Photo by Nick Castelli on Unsplash


On this day in 1858, Our Lady appeared to a poor, illiterate French girl named Bernadette. She could not write, her asthma was crippling, and she had not yet been permitted to receive First Communion. But that winter day, while her younger sister and friends gathered firewood, she saw a “small young lady in white,” in a niche of a rock grotto, smiling and inviting her to come closer.

Over the next five months, the lady in white would appear to Bernadette eighteen times, speaking to her in Occitan, the dialect of the region, as Bernadette barely knew French. The beautiful lady asked Bernadette to pray for sinners and to do penance. Eventually she revealed her name: I am the Immaculate Conception. It was a title of Our Lady that this ignorant, sickly girl could not have known. Pope Pius IX had just declared the dogma a little more than three years earlier.

The apparitions at Lourdes are best known for the healing waters that Our Lady gave during her ninth appearance, on February 25. Bernadette dug in the dirt, to the surprise and at the ridicule of those present. A spring began flowing the next day. That miraculous healing spring continues to flow to this day, and hundreds of thousands wash in its waters, seeking physical, spiritual, and emotional healing.

I have been to Lourdes once, when I was young, and while much of that pilgrimage might be a bit of a blur, I can never forget the intense feeing of Mary’s presence that greets pilgrims as you walk through the gates. The town is busy, with tour buses, hostels, and hotels, and shops selling religious goods. But once you walk through the gates into the “sanctuary,” a tangible feeling of Mary’s presence envelopes you, like her mantle whisking you in close to her chest.

It is the peace of simplicity, of surrender, and love. It is the peace that is found when we realize God chose a sick, ignorant, impoverished little girl to be an instrument of his power. As Europe was in turbulence, with the Crimean War, France in political shifts under Napoleon III, and Italy in political turmoil and war during unification, God was working in the Pyrenees. Quietly. Humbly.

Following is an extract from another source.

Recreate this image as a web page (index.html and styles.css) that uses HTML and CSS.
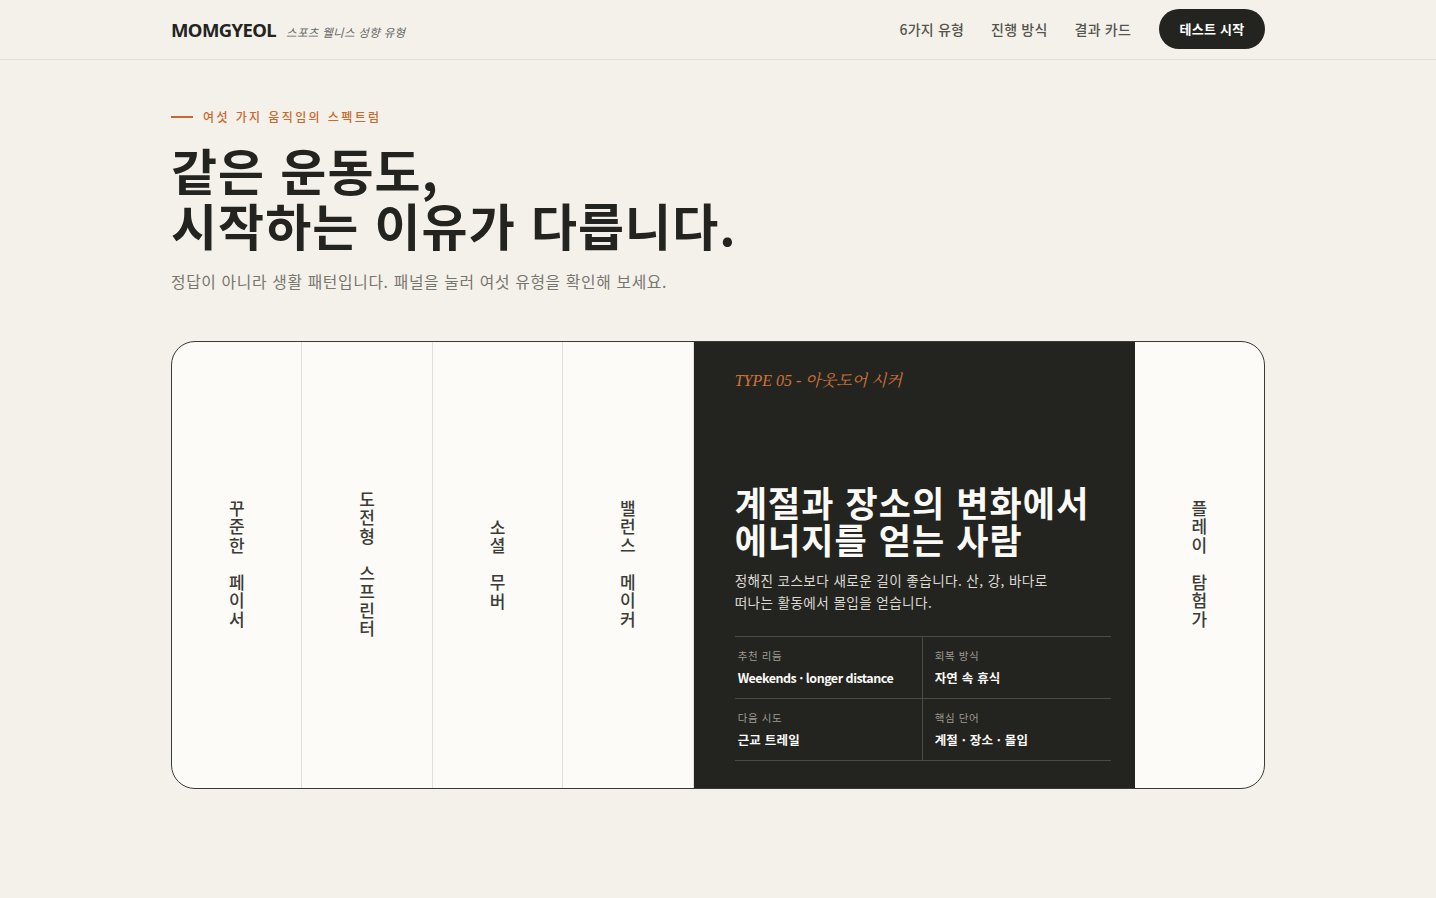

Powerfully.

True healing and peace can only come from surrender, humility, and love. It will come when we emulate that “small young lady in white,” who placed herself at service to the Father. The young girl who vulnerably proclaimed her Fiat. The mother who did not cower at the suffering of the Cross. The model disciple who believed the ways of the Lord are not the ways of men. God can work through what first appeared to be dirty water in a poor mountain town. He can work through an illiterate girl who hadn’t been allowed to receive her first Holy Communion. After all, this is the God who worked through the Cross.

The day after Bernadette received her first Communion (June 3, 1858), her parish priest wrote about Bernadette: “everything develops in her in an astonishing way.” Such is the way with the Lord. Astonishing. Surprisingly. Not the ways of men. 

And healing always remains a mystery. Some will go to the baths in search of physical healing, and seemingly come away without answers to their prayers. But God is working. Mysteriously. Quietly. In love.

On this World Day of the Sick, may we remember in our prayers those who are suffering in body, spirit, and soul. We beg the Lord for their healing and the grace to accept his mysterious will.